IF a measure can be put on any miscarriage of justice, then the enormity of that suffered by Peter Fell is surely shown by it taking three Appeal Court judges just 10 minutes to quash his conviction for the double murder for which he had wrongly spent 17 years in jail.

But if that nightmare is now at last ended for the 39-year-old, the case is far from an acceptable conclusion.

Not only does the dreadfully delayed confirmation of Peter Fell's innocence declare that whoever killed Ann Lee and Margaret Johnson is still free. But there also remains no blame over why the former Great Harwood man was put in the dock to begin with.

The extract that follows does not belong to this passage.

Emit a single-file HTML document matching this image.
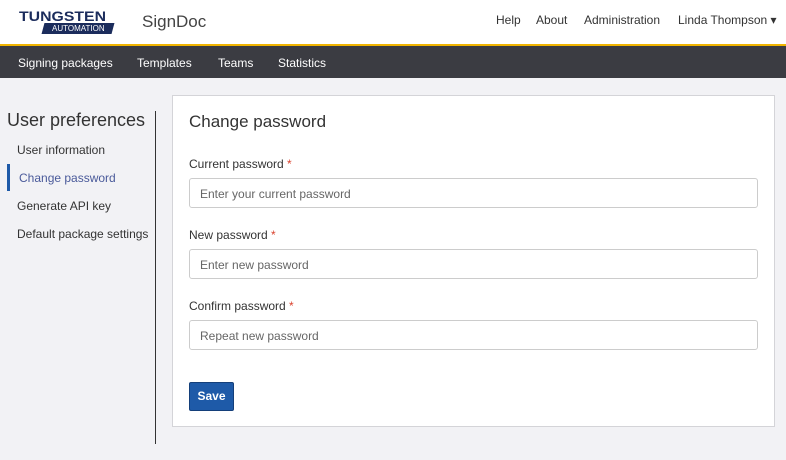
<!DOCTYPE html>
<html><head><style>
*{box-sizing:border-box;margin:0;padding:0}
body{width:786px;height:460px;background:#f2f2f5;font-family:"Liberation Sans",sans-serif;color:#333;position:relative;overflow:hidden}
.top{position:absolute;left:0;top:0;width:786px;height:46px;background:#fff;border-bottom:2px solid #f0b400}
.nav{position:absolute;left:0;top:46px;width:786px;height:32px;background:#3b3c42;color:#fff;font-size:12px}
.nav span{position:absolute;top:10px}
.tr{position:absolute;top:13px;font-size:12px;color:#333}
.side{position:absolute;font-size:12px;color:#333}
.card{position:absolute;left:172px;top:95px;width:603px;height:332px;background:#fff;border:1px solid #d4d4d8}
.lbl{position:absolute;left:16px;font-size:12px;color:#333}
.lbl b{color:#d9422e;font-weight:normal}
.inp{position:absolute;left:16px;width:569px;height:30px;border:1px solid #ccc;border-radius:3px;font-size:12px;color:#666;padding:8px 10px}
</style></head><body>
<div class="top">
 <div style="position:absolute;left:19px;top:8px;font-weight:bold;font-size:14px;color:#1b2c5c;transform:scaleX(1.13);transform-origin:left">TUNGSTEN</div>
 <div style="position:absolute;left:43px;top:23px;width:70px;height:11px;background:#1b2c5c;color:#fff;font-size:8px;line-height:11px;text-align:center;transform:skewX(-15deg)"><span style="display:inline-block;transform:skewX(15deg)">AUTOMATION</span></div>
 <div style="position:absolute;left:142px;top:12px;font-size:17px;color:#444">SignDoc</div>
 <span class="tr" style="left:496px">Help</span>
 <span class="tr" style="left:536px">About</span>
 <span class="tr" style="left:584px">Administration</span>
 <span class="tr" style="left:678px">Linda Thompson ▾</span>
</div>
<div class="nav">
 <span style="left:18px">Signing packages</span>
 <span style="left:137px">Templates</span>
 <span style="left:218px">Teams</span>
 <span style="left:278px">Statistics</span>
</div>
<div class="side" style="left:7px;top:110px;font-size:18px;color:#333">User preferences</div>
<div class="side" style="left:17px;top:143px">User information</div>
<div style="position:absolute;left:7px;top:164px;width:3px;height:27px;background:#1e5aa8"></div>
<div class="side" style="left:19px;top:171px;color:#4a5a9a">Change password</div>
<div class="side" style="left:17px;top:199px">Generate API key</div>
<div class="side" style="left:17px;top:227px">Default package settings</div>
<div style="position:absolute;left:155px;top:111px;width:1px;height:333px;background:#333"></div>
<div class="card">
 <div style="position:absolute;left:16px;top:16px;font-size:17px;color:#333">Change password</div>
 <div class="lbl" style="top:61px">Current password <b>*</b></div>
 <div class="inp" style="top:82px">Enter your current password</div>
 <div class="lbl" style="top:132px">New password <b>*</b></div>
 <div class="inp" style="top:153px">Enter new password</div>
 <div class="lbl" style="top:203px">Confirm password <b>*</b></div>
 <div class="inp" style="top:224px">Repeat new password</div>
 <div style="position:absolute;left:16px;top:286px;width:45px;height:29px;background:#1e5aa8;border:1px solid #143f7a;border-radius:2px;color:#fff;font-size:12px;font-weight:bold;text-align:center;line-height:27px">Save</div>
</div>
</body></html>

It may be that, in hindsight, the evidence shrieks his innocence out loud. Yet ought there not to have been manifest doubts also at the outset -- when, at the time, police were happy to rule him out of their investigations and when he had an alibi, corroborated by colleagues at work, that made it impossible for him to have been at the murder scene?

Yet, almost a whole year later, police made Peter Fell their suspect once more and extracted a confession from him after 50 hours of questioning, during which he had not eaten, slept or had access to a solicitor. At the time, as the appeal judges heard, he was very compliant, prone to giving in to heavy pressure. And since, it has been revealed that he was a vulnerable person who, throughout his life, confessed to things he had not done.

But if his personality played a part in his downfall, did not the police play a greater one -- making him the victim of a ridiculous pursuit by them that led to such a monstrous miscarriage of justice? Certainly, there are serious questions that need to be answered by Hampshire Police and by the others involved in his prosecution.

Hyndburn MP Greg Pope is quite right to demand a high-powered, independent investigation into the whole case. And Peter Fell will not have had justice until those answers are delivered.